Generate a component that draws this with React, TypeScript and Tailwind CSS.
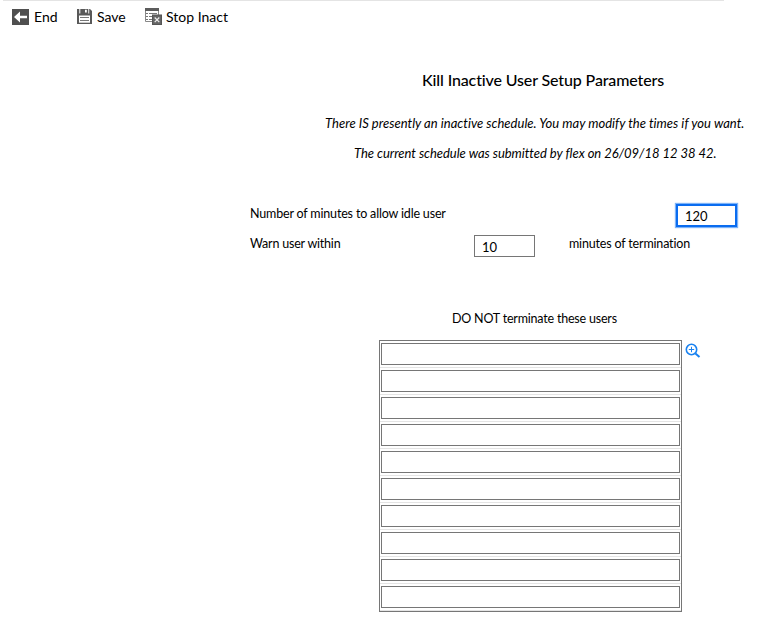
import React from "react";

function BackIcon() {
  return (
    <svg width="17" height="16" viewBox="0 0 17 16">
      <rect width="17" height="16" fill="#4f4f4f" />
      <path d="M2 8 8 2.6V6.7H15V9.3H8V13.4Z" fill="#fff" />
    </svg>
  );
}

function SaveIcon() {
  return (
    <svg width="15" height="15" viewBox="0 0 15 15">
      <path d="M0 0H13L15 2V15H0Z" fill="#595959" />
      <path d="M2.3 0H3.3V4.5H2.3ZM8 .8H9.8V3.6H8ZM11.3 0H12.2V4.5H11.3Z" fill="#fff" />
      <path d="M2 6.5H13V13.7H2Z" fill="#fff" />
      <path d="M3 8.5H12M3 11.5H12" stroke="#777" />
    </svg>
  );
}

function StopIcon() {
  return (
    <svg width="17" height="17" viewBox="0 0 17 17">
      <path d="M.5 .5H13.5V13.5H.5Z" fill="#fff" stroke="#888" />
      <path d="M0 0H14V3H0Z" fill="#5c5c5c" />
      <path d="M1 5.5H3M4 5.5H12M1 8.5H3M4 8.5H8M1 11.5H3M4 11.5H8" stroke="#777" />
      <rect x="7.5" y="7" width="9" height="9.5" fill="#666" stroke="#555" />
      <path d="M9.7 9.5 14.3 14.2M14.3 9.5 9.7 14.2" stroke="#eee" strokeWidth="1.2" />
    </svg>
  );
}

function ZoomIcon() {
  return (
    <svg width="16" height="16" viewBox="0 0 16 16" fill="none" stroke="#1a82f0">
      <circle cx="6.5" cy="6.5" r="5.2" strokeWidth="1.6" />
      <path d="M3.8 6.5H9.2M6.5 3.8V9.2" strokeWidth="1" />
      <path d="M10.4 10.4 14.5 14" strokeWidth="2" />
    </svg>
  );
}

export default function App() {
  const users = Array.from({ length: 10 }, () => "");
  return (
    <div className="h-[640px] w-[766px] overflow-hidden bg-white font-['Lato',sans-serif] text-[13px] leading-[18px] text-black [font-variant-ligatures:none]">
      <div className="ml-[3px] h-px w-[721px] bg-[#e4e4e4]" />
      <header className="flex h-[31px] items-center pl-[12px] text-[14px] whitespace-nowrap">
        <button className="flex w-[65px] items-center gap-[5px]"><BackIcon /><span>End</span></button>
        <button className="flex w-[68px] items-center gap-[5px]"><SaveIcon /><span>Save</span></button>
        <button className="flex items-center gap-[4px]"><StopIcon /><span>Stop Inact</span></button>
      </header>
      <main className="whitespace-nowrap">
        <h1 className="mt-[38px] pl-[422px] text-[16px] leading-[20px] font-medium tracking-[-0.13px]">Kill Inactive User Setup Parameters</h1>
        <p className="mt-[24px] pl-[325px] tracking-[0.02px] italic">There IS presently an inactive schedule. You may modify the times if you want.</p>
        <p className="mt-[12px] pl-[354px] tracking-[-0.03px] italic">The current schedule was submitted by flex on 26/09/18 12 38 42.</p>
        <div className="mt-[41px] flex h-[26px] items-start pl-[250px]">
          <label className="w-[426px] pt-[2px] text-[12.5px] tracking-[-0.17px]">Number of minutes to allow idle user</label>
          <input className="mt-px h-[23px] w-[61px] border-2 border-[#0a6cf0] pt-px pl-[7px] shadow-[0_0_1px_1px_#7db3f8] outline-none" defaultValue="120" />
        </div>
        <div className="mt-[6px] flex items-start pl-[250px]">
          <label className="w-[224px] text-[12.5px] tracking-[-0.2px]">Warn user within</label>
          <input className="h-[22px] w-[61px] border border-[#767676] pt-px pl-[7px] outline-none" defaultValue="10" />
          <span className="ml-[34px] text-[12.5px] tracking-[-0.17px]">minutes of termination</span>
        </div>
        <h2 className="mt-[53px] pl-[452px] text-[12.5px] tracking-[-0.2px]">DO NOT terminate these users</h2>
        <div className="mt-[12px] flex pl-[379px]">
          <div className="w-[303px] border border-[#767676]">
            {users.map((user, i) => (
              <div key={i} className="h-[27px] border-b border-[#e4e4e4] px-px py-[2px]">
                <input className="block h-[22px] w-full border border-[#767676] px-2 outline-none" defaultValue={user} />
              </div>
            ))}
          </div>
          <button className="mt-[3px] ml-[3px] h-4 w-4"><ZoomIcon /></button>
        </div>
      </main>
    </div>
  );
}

# [What needs to be done]
Go through the listing above and write it all out exactly, leaving out any picture.

# [Solution for this exercise]
Generate a component that draws this with React, TypeScript and Tailwind CSS.
import React from "react";

function BackIcon() {
  return (
    <svg width="17" height="16" viewBox="0 0 17 16">
      <rect width="17" height="16" fill="#4f4f4f" />
      <path d="M2 8 8 2.6V6.7H15V9.3H8V13.4Z" fill="#fff" />
    </svg>
  );
}

function SaveIcon() {
  return (
    <svg width="15" height="15" viewBox="0 0 15 15">
      <path d="M0 0H13L15 2V15H0Z" fill="#595959" />
      <path d="M2.3 0H3.3V4.5H2.3ZM8 .8H9.8V3.6H8ZM11.3 0H12.2V4.5H11.3Z" fill="#fff" />
      <path d="M2 6.5H13V13.7H2Z" fill="#fff" />
      <path d="M3 8.5H12M3 11.5H12" stroke="#777" />
    </svg>
  );
}

function StopIcon() {
  return (
    <svg width="17" height="17" viewBox="0 0 17 17">
      <path d="M.5 .5H13.5V13.5H.5Z" fill="#fff" stroke="#888" />
      <path d="M0 0H14V3H0Z" fill="#5c5c5c" />
      <path d="M1 5.5H3M4 5.5H12M1 8.5H3M4 8.5H8M1 11.5H3M4 11.5H8" stroke="#777" />
      <rect x="7.5" y="7" width="9" height="9.5" fill="#666" stroke="#555" />
      <path d="M9.7 9.5 14.3 14.2M14.3 9.5 9.7 14.2" stroke="#eee" strokeWidth="1.2" />
    </svg>
  );
}

function ZoomIcon() {
  return (
    <svg width="16" height="16" viewBox="0 0 16 16" fill="none" stroke="#1a82f0">
      <circle cx="6.5" cy="6.5" r="5.2" strokeWidth="1.6" />
      <path d="M3.8 6.5H9.2M6.5 3.8V9.2" strokeWidth="1" />
      <path d="M10.4 10.4 14.5 14" strokeWidth="2" />
    </svg>
  );
}

export default function App() {
  const users = Array.from({ length: 10 }, () => "");
  return (
    <div className="h-[640px] w-[766px] overflow-hidden bg-white font-['Lato',sans-serif] text-[13px] leading-[18px] text-black [font-variant-ligatures:none]">
      <div className="ml-[3px] h-px w-[721px] bg-[#e4e4e4]" />
      <header className="flex h-[31px] items-center pl-[12px] text-[14px] whitespace-nowrap">
        <button className="flex w-[65px] items-center gap-[5px]"><BackIcon /><span>End</span></button>
        <button className="flex w-[68px] items-center gap-[5px]"><SaveIcon /><span>Save</span></button>
        <button className="flex items-center gap-[4px]"><StopIcon /><span>Stop Inact</span></button>
      </header>
      <main className="whitespace-nowrap">
        <h1 className="mt-[38px] pl-[422px] text-[16px] leading-[20px] font-medium tracking-[-0.13px]">Kill Inactive User Setup Parameters</h1>
        <p className="mt-[24px] pl-[325px] tracking-[0.02px] italic">There IS presently an inactive schedule. You may modify the times if you want.</p>
        <p className="mt-[12px] pl-[354px] tracking-[-0.03px] italic">The current schedule was submitted by flex on 26/09/18 12 38 42.</p>
        <div className="mt-[41px] flex h-[26px] items-start pl-[250px]">
          <label className="w-[426px] pt-[2px] text-[12.5px] tracking-[-0.17px]">Number of minutes to allow idle user</label>
          <input className="mt-px h-[23px] w-[61px] border-2 border-[#0a6cf0] pt-px pl-[7px] shadow-[0_0_1px_1px_#7db3f8] outline-none" defaultValue="120" />
        </div>
        <div className="mt-[6px] flex items-start pl-[250px]">
          <label className="w-[224px] text-[12.5px] tracking-[-0.2px]">Warn user within</label>
          <input className="h-[22px] w-[61px] border border-[#767676] pt-px pl-[7px] outline-none" defaultValue="10" />
          <span className="ml-[34px] text-[12.5px] tracking-[-0.17px]">minutes of termination</span>
        </div>
        <h2 className="mt-[53px] pl-[452px] text-[12.5px] tracking-[-0.2px]">DO NOT terminate these users</h2>
        <div className="mt-[12px] flex pl-[379px]">
          <div className="w-[303px] border border-[#767676]">
            {users.map((user, i) => (
              <div key={i} className="h-[27px] border-b border-[#e4e4e4] px-px py-[2px]">
                <input className="block h-[22px] w-full border border-[#767676] px-2 outline-none" defaultValue={user} />
              </div>
            ))}
          </div>
          <button className="mt-[3px] ml-[3px] h-4 w-4"><ZoomIcon /></button>
        </div>
      </main>
    </div>
  );
}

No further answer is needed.